Any opinions on this? Do I have other options which are better? I dont want to spend too much more than what the planted plus costs ($90 or so).

Thanks in advance.


----------



## jeffkrol (Jun 5, 2013)

budman90 said:


> Hello all,
> 
> I'm currently in the process of setting up a new to me Aqueon 36 gallon bow front tank (30" L, 15" W at front of bow, 21" H), and I'm curious about lighting for a low tech setup. I'd like to grow some java fern and/or moss, some amazon sword, and a few other low/medium light plants.
> 
> ...


More PAR, better spread, not as good color.

http://www.aquatraders.com/LED-Aquarium-Lighting-EVO-Marine-Reef-p/56545p.htm


----------



## mattinmd (Aug 16, 2014)

I have a 30" planted+ on the same Aqueon 36bow... 

I found it a touch too much light for low-tech, even with a glass top inbetween. I ended up hacking a dimmer into my fixture to keep BBA in check. That said, I only had to set the dimmer to 90% to make the algae go away, so it isn't hugely overpowered.
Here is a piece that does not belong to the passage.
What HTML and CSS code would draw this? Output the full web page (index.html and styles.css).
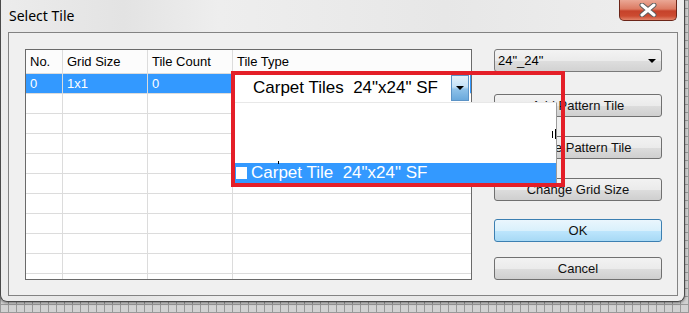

In low tech, if you can, I'd go with a model that has some kind of dimming ability. Lacking a CO2 "knob" to adjust the light/co2 balance, having a dimmer is handy.
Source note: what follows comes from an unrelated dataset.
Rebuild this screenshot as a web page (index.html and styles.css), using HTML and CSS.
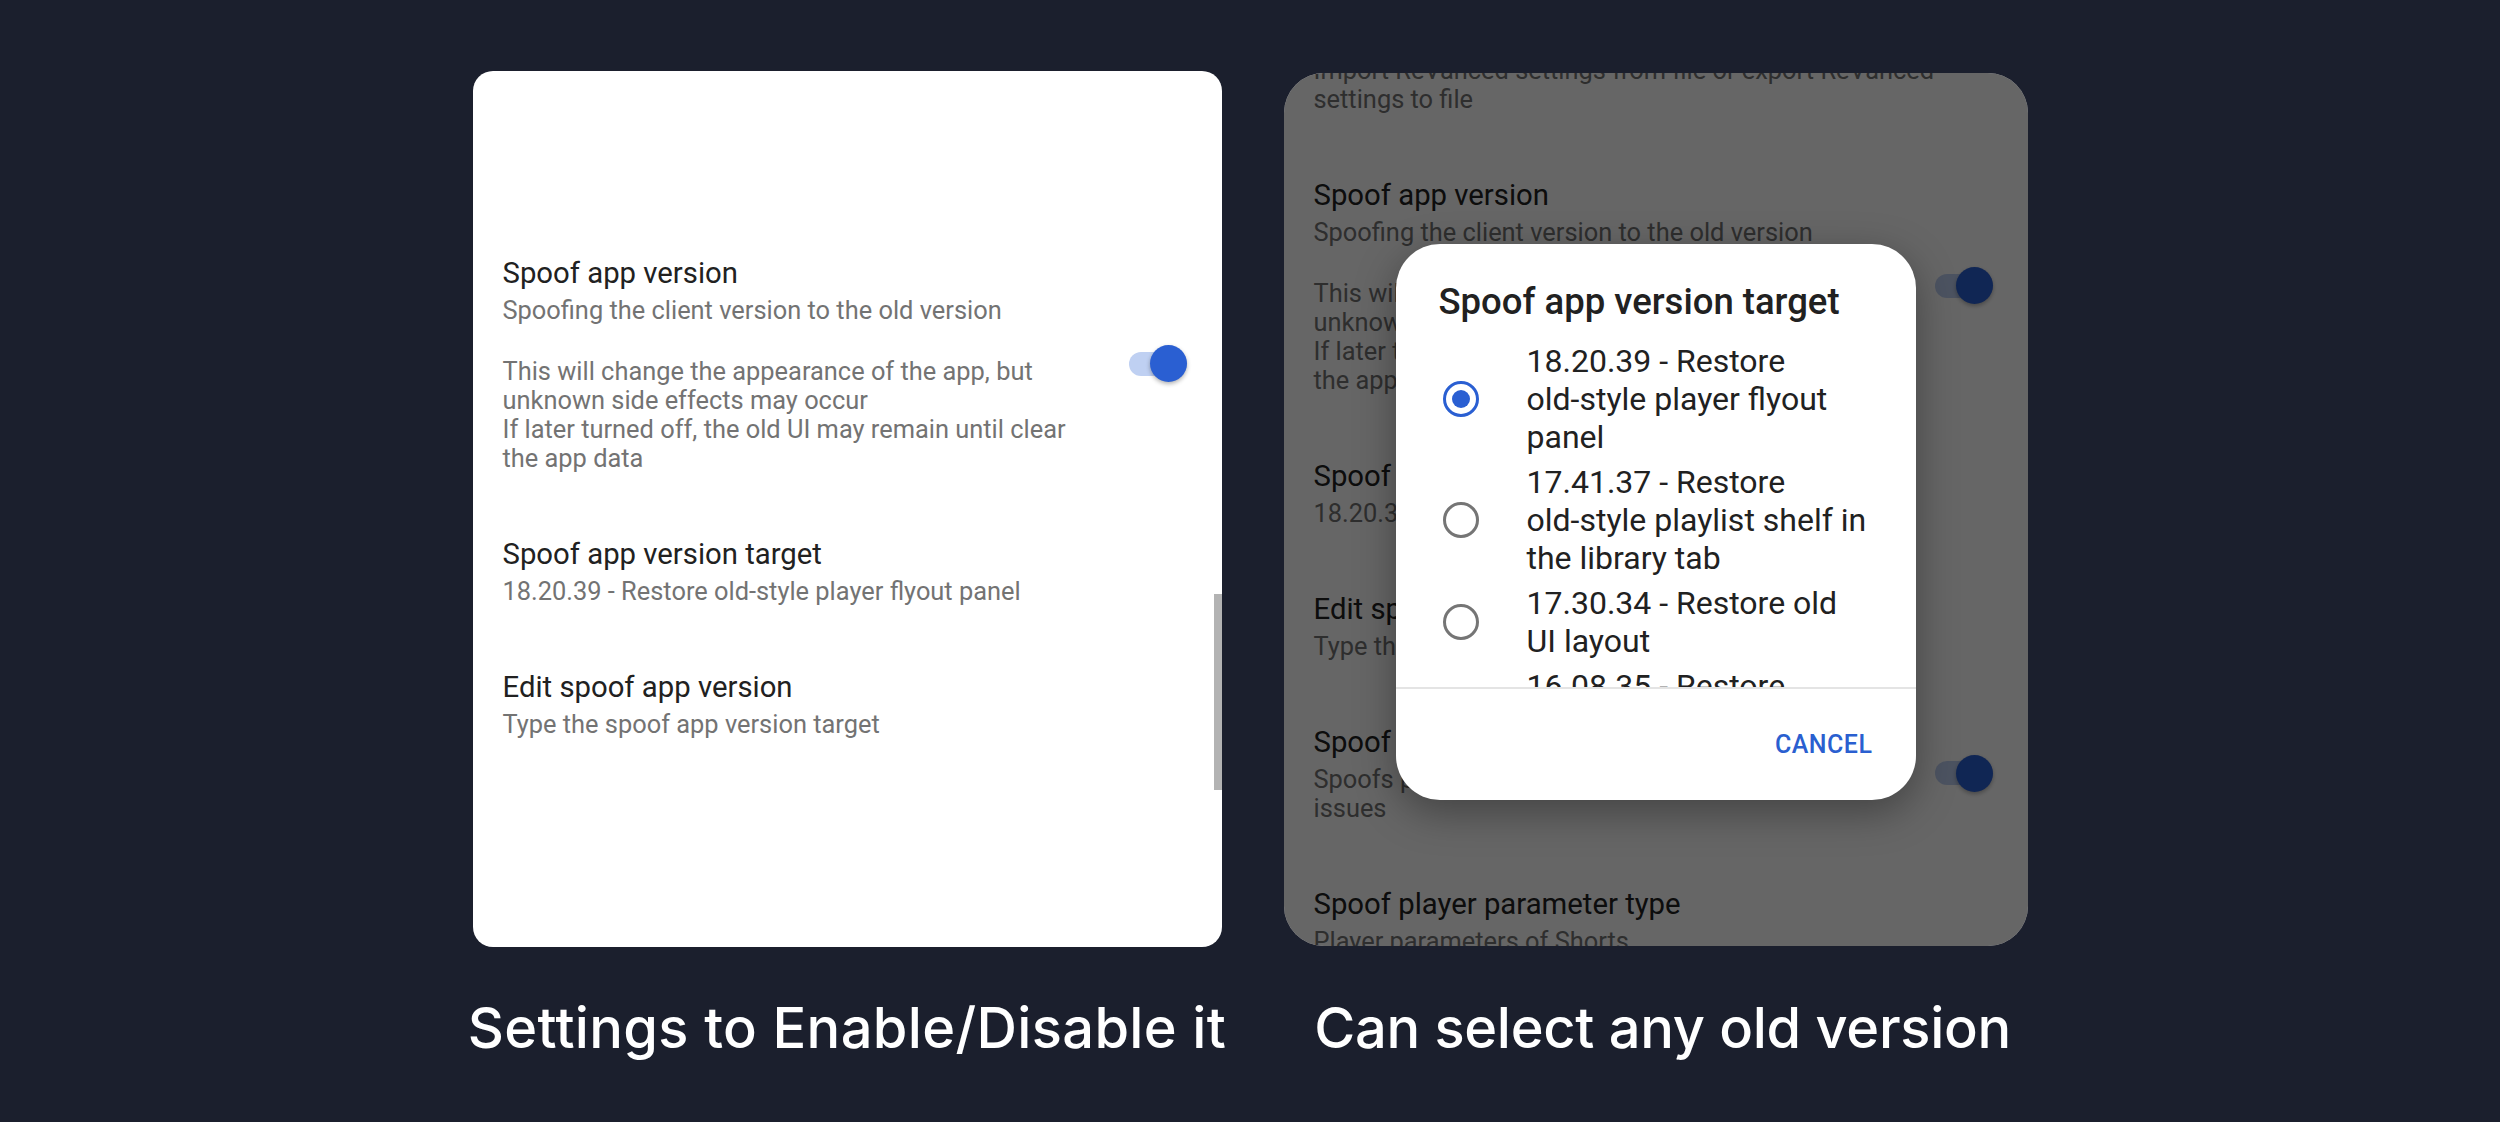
FILE: index.html
```html
<!DOCTYPE html>
<html lang="en">
<head>
<meta charset="utf-8">
<title>Spoof app version</title>
<link rel="stylesheet" href="styles.css">
</head>
<body>
<main class="showcase">
  <section class="panel panel-left">
    <div class="phone phone-light">
      <div class="pref-list list-a">
        <div class="pref">
          <div class="pref-text">
            <p class="pref-title">Spoof app version</p>
            <p class="pref-summary">Spoofing the client version to the old version</p>
            <p class="pref-summary pref-note">This will change the appearance of the app, but unknown side effects may occur<br>If later turned off, the old UI may remain until clear the app data</p>
          </div>
          <span class="switch"><span class="thumb"></span></span>
        </div>
        <div class="pref">
          <div class="pref-text">
            <p class="pref-title">Spoof app version target</p>
            <p class="pref-summary">18.20.39 - Restore old-style player flyout panel</p>
          </div>
        </div>
        <div class="pref">
          <div class="pref-text">
            <p class="pref-title">Edit spoof app version</p>
            <p class="pref-summary">Type the spoof app version target</p>
          </div>
        </div>
      </div>
      <div class="scrollbar"></div>
    </div>
    <p class="caption caption-left">Settings to Enable/Disable it</p>
  </section>

  <section class="panel panel-right">
    <div class="phone phone-dim">
      <div class="pref-list list-b">
        <div class="pref">
          <div class="pref-text">
            <p class="pref-title">Import / Export</p>
            <p class="pref-summary">Import ReVanced settings from file or export ReVanced settings to file</p>
          </div>
        </div>
        <div class="pref">
          <div class="pref-text">
            <p class="pref-title">Spoof app version</p>
            <p class="pref-summary">Spoofing the client version to the old version</p>
            <p class="pref-summary pref-note">This will change the appearance of the app, but unknown side effects may occur<br>If later turned off, the old UI may remain until clear the app data</p>
          </div>
          <span class="switch"><span class="thumb"></span></span>
        </div>
        <div class="pref">
          <div class="pref-text">
            <p class="pref-title">Spoof app version target</p>
            <p class="pref-summary">18.20.39 - Restore old-style player flyout panel</p>
          </div>
        </div>
        <div class="pref">
          <div class="pref-text">
            <p class="pref-title">Edit spoof app version</p>
            <p class="pref-summary">Type the spoof app version target</p>
          </div>
        </div>
        <div class="pref">
          <div class="pref-text">
            <p class="pref-title">Spoof player parameter</p>
            <p class="pref-summary">Spoofs player parameters to prevent playback issues</p>
          </div>
          <span class="switch"><span class="thumb"></span></span>
        </div>
        <div class="pref">
          <div class="pref-text">
            <p class="pref-title">Spoof player parameter type</p>
            <p class="pref-summary">Player parameters of Shorts</p>
          </div>
        </div>
      </div>
      <div class="scrim">
        <div class="dialog">
          <p class="dialog-title">Spoof app version target</p>
          <div class="options">
            <div class="option">
              <span class="radio on"></span>
              <span class="option-text">18.20.39 - Restore <span class="nobr">old-style</span> player flyout panel</span>
            </div>
            <div class="option">
              <span class="radio"></span>
              <span class="option-text">17.41.37 - Restore <span class="nobr">old-style</span> playlist shelf in the library tab</span>
            </div>
            <div class="option">
              <span class="radio"></span>
              <span class="option-text">17.30.34 - Restore old UI layout</span>
            </div>
            <div class="option">
              <span class="radio"></span>
              <span class="option-text">16.08.35 - Restore <span class="nobr">old-style</span> action buttons</span>
            </div>
          </div>
          <div class="actions">
            <span class="cancel">CANCEL</span>
          </div>
        </div>
      </div>
    </div>
    <p class="caption caption-right">Can select any old version</p>
  </section>
</main>
</body>
</html>
```

FILE: styles.css
```css
* {
  box-sizing: border-box;
}

body {
  margin: 0;
  background: #1b1f2d;
  font-family: Roboto, "Noto Sans", sans-serif;
}

.showcase {
  display: flex;
  justify-content: center;
  gap: 62px;
  padding-top: 71px;
}

.panel {
  flex: none;
  display: flex;
  flex-direction: column;
  align-items: center;
}

.panel-left {
  width: 749px;
}

.panel-right {
  width: 744px;
}

.phone {
  position: relative;
  overflow: hidden;
  background: #ffffff;
}

.phone-light {
  width: 749px;
  height: 876px;
  border-radius: 20px;
}

.phone-dim {
  width: 744px;
  height: 873px;
  margin-top: 2px;
  border-radius: 40px;
}

.pref-list {
  display: flex;
  flex-direction: column;
}

.list-a {
  padding-top: 152px;
}

.list-b {
  margin-top: -90px;
}

.pref {
  display: flex;
  align-items: center;
  padding: 31px 35px 31px 30px;
}

.pref-text {
  flex: 1;
  min-width: 0;
}

.pref-title {
  margin: 0;
  font-size: 29.3px;
  line-height: 38px;
  color: #212121;
}

.pref-summary {
  margin: 4px 0 0;
  font-size: 25.4px;
  line-height: 29px;
  color: #737373;
}

.pref-note {
  margin-top: 32px;
}

.switch {
  flex: none;
  margin-left: 46px;
  width: 58px;
  height: 24px;
  border-radius: 12px;
  background: #bfd0f2;
  display: flex;
  align-items: center;
  justify-content: flex-end;
}

.thumb {
  flex: none;
  width: 37px;
  height: 37px;
  border-radius: 50%;
  background: #2a5fd2;
  box-shadow: 0 2px 4px rgba(0, 0, 0, 0.3);
}

.scrollbar {
  position: absolute;
  right: 0;
  top: 523px;
  width: 8px;
  height: 196px;
  background: #b3b3b3;
}

.scrim {
  position: absolute;
  inset: 0;
  background: rgba(0, 0, 0, 0.6);
  display: flex;
  justify-content: center;
  align-items: flex-start;
  padding-top: 171px;
}

.dialog {
  width: 520px;
  height: 556px;
  background: #ffffff;
  border-radius: 44px;
  display: flex;
  flex-direction: column;
  overflow: hidden;
  box-shadow: 0 12px 40px rgba(0, 0, 0, 0.35);
}

.dialog-title {
  margin: 0;
  padding: 37px 30px 0 43px;
  font-size: 36.5px;
  font-weight: 500;
  line-height: 42px;
  color: #212121;
}

.options {
  flex: none;
  height: 349px;
  margin-top: 15px;
  overflow: hidden;
}

.option {
  display: flex;
  align-items: center;
  padding: 4px 45px 3px 47px;
}

.radio {
  flex: none;
  width: 36px;
  height: 36px;
  margin-right: 48px;
  border-radius: 50%;
  border: 3.5px solid #757575;
  display: flex;
  align-items: center;
  justify-content: center;
}

.radio.on {
  border-color: #2a5fd2;
}

.radio.on::after {
  content: "";
  width: 18px;
  height: 18px;
  border-radius: 50%;
  background: #2a5fd2;
}

.option-text {
  flex: 1;
  min-width: 0;
  font-size: 32px;
  line-height: 38px;
  color: #212121;
}

.nobr {
  white-space: nowrap;
}

.actions {
  flex: 1;
  display: flex;
  align-items: center;
  justify-content: flex-end;
  padding-right: 43px;
  border-top: 2px solid #e4e4e4;
}

.cancel {
  font-size: 25px;
  font-weight: 500;
  letter-spacing: 0.5px;
  color: #2a5fd0;
}

.caption {
  flex: none;
  margin: 47px 0 0;
  font-family: Inter, "Noto Sans", sans-serif;
  font-weight: 500;
  font-size: 56px;
  line-height: 68px;
  color: #ffffff;
  white-space: nowrap;
}

.caption-left {
  letter-spacing: 0.35px;
}

.caption-right {
  margin-top: 48px;
  padding-left: 14px;
  letter-spacing: -0.3px;
}
```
If you can wait, Finnex is coming out with the Planted 24/7 model in May (amazon is taking pre-orders).. it is even higher par, but has a built-in dimmer and color configurability similar to the Current USA Satellite+ (but with much better light level). 

The 24/7 mode might or might not be useful (it does day/night cycling, but isn't configurable in schedule or brightness), so don't bank on that feature to be your timer. I'm not entirely sure it is low-tech appropriate as the fixture seems to put out a lot of PAR at "noon".
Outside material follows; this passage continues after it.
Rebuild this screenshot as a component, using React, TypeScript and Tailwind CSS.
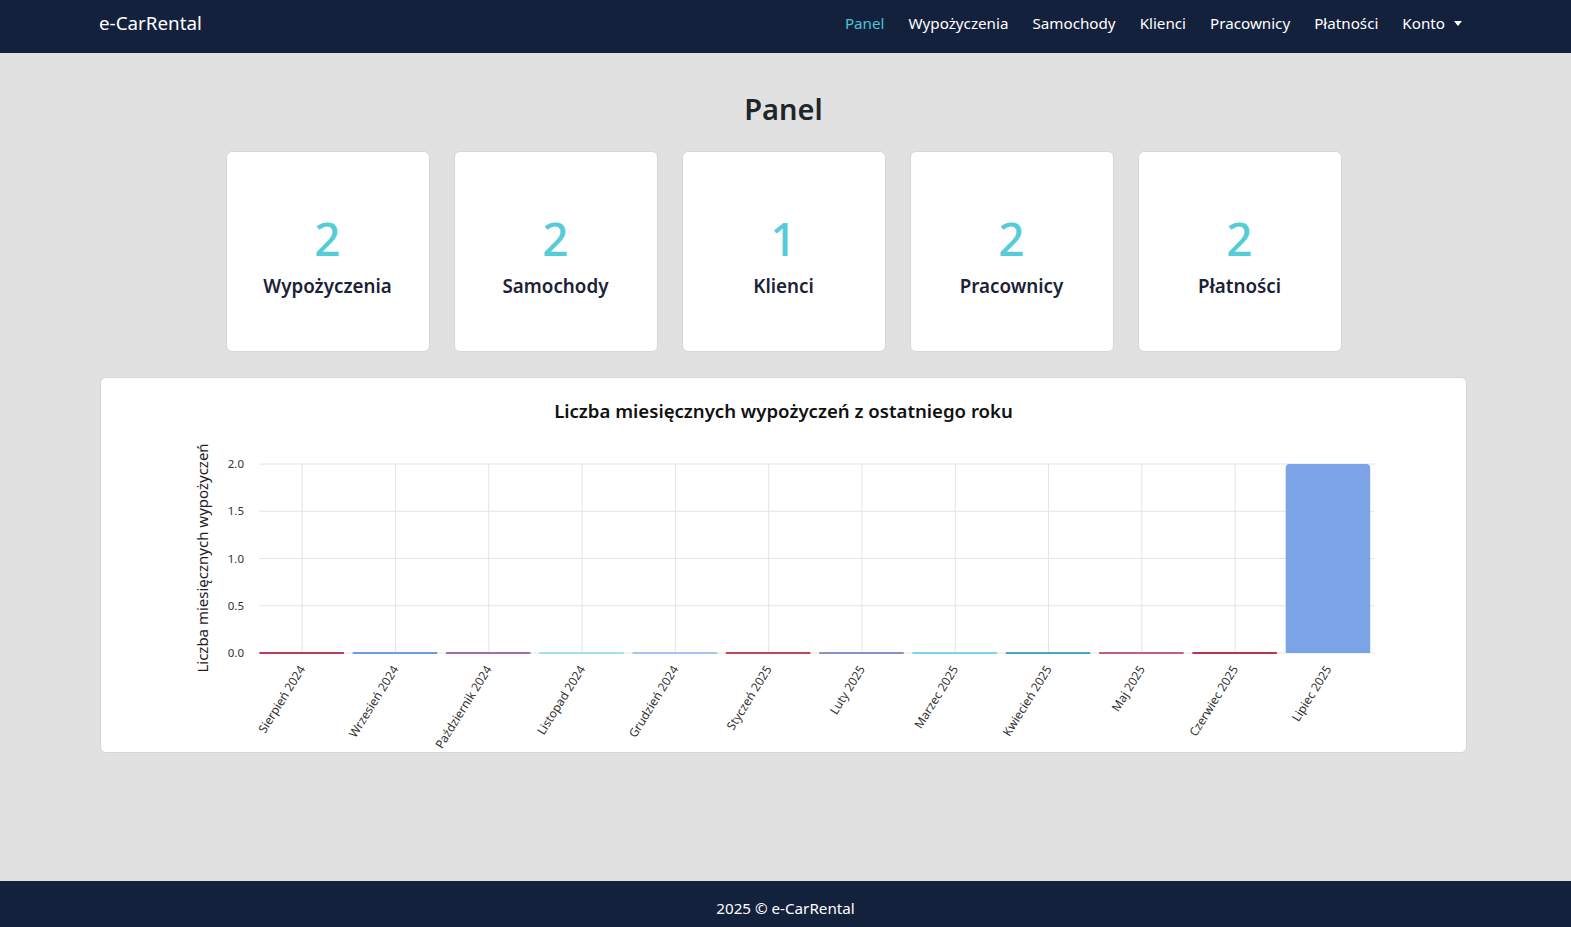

If you can't wait, the Current USA Sat+ is a similar model, but isn't terribly bright even on max (28 PAR at 18" deep), so you wouldn't likely need the dimmer. The Sat+ Pro is really nice, has a programmable timer, lots of bells and whistles but is a bit spendy.

You could also use a Fugeray.. the 30" model is 30 PAR at 18" deep, so that should get you into a reasonable light level for low-tech on a 20" deep tank.

Bump:


jeffkrol said:


> More PAR, better spread, not as good color.
> 
> http://www.aquatraders.com/LED-Aquarium-Lighting-EVO-Marine-Reef-p/56545p.htm


Jeff, is more PAR really a good idea here? This is strictly low-tech... I can't see how more PAR would do any good when the Planted+ is already too much on this tank.


----------



## budman90 (Apr 6, 2015)

Yeah I was thinking that the planted plus might be too much without co2. So the regular fugeray isn't overkill? I like the idea of led lighting, plus the moonlight feature seems neat for lighting the tank at night. Although they don't allow you to separately control each light type. 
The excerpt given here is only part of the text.